The revocation of the DLC's nonprofit status was ultimately overturned by a court. The court did not, however, rule on what makes a group too political under the law administered by the IRS.

In a more recent case, the IRS denied exempt status in 2012 to a state chapter of Emerge America, a group training women for a future in the Democratic Party. The denial of the state chapter's exemption eventually led to the revocation of the national organization's nonprofit status, forcing it to reorganize as a 527 political organization.

The IRS wrote of its decision to Emerge America, telling the group it served "private interests."

"Because your primary activity is an educational program that is limited to women who are members of the [Democratic] Party and that is conducted with the partisan objective of increasing the number of the Party's elected officials, you primarily serve private interests," the IRS wrote. "Therefore, the operation of your program does not promote social welfare within the meaning of section 501(c)(4) of the Code."

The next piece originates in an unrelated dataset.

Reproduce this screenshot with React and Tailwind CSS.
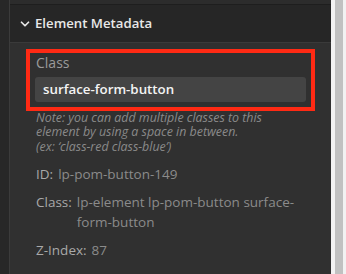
import { ChevronDown } from "lucide-react";

function InfoRow({ label, children }) {
  return (
    <div className="flex gap-[5px] leading-[20px]">
      <span className="text-[#a9a9a9] shrink-0">{label}</span>
      <span className="text-[#8b8b8b]">{children}</span>
    </div>
  );
}

export default function App() {
  return (
    <div
      className="w-[346px] h-[274px] flex overflow-hidden bg-[#f4f4f4]"
      style={{ fontFamily: "'Open Sans', Lato, sans-serif" }}
    >
      <div className="w-[10px] bg-[#272727] border-r border-[#3b3b3b]" />
      <div className="w-[321px] flex flex-col">
        <div className="h-[5px] bg-[#2c2c2c] border-b border-[#1e1e1e]" />
        <div className="h-[38px] bg-[#262626] border-b border-[#3a3a3a] flex items-center pl-[8px] gap-[3px]">
          <ChevronDown size={14} strokeWidth={3} className="text-[#e6e6e6]" />
          <span className="text-[13.2px] font-semibold text-[#e8e8e8]">Element Metadata</span>
        </div>
        <div className="flex-1 bg-[#303030] pt-[6px] pl-[16px] pr-[16px]">
          <div className="border-[4px] border-[#ff2a14] px-[5px] pb-[5px]">
            <div className="text-[14px] text-[#9b9b9b] leading-[20px] pl-[1px] mb-[4px]">Class</div>
            <div className="h-[25px] bg-[#444444] rounded-[3px] flex items-center px-[8px] text-[13.3px] font-semibold text-[#f4f4f4]">
              surface-form-button
            </div>
          </div>
          <p className="italic text-[12.4px] leading-[14.4px] text-[#8a8a8a] pl-[10px] w-[264px]">
            Note: you can add multiple classes to this element by using a space in between.
            <br />
            (ex: ‘class-red class-blue’)
          </p>
          <div className="pl-[10px] pt-[10px] flex flex-col gap-[8px] text-[13.5px] w-[300px]">
            <InfoRow label="ID:">lp-pom-button-149</InfoRow>
            <InfoRow label="Class:">lp-element lp-pom-button surface-form-button</InfoRow>
            <InfoRow label="Z-Index:">87</InfoRow>
          </div>
        </div>
      </div>
      <div className="w-[15px] flex">
        <div className="w-[4px] bg-[#f2f2f2]" />
        <div className="w-[8px] bg-[#c1c1c1]" />
        <div className="w-[3px] bg-[#f2f2f2]" />
      </div>
    </div>
  );
}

In neither the DLC nor the Emerge America case did the groups in question spend money on election-related activity. Instead, the IRS challenged the groups based on their relationships with political party members while examining who benefited from their tax-exempt activity. The pressure to police nonprofits for political campaign activity, even of the nebulous kind that goes unreported, will still persist under the current law.

While the IRS will undergo a review of the way it carries out the law, some believe that that does not go far enough. Bauer writes that requiring the IRS to inquire into political activity while expecting the service to "avoid even the appearance of intruding into the political sphere" puts the service into a double bind. This dilemma, according to Bauer, means that, "The IRS’ role bears re-thinking."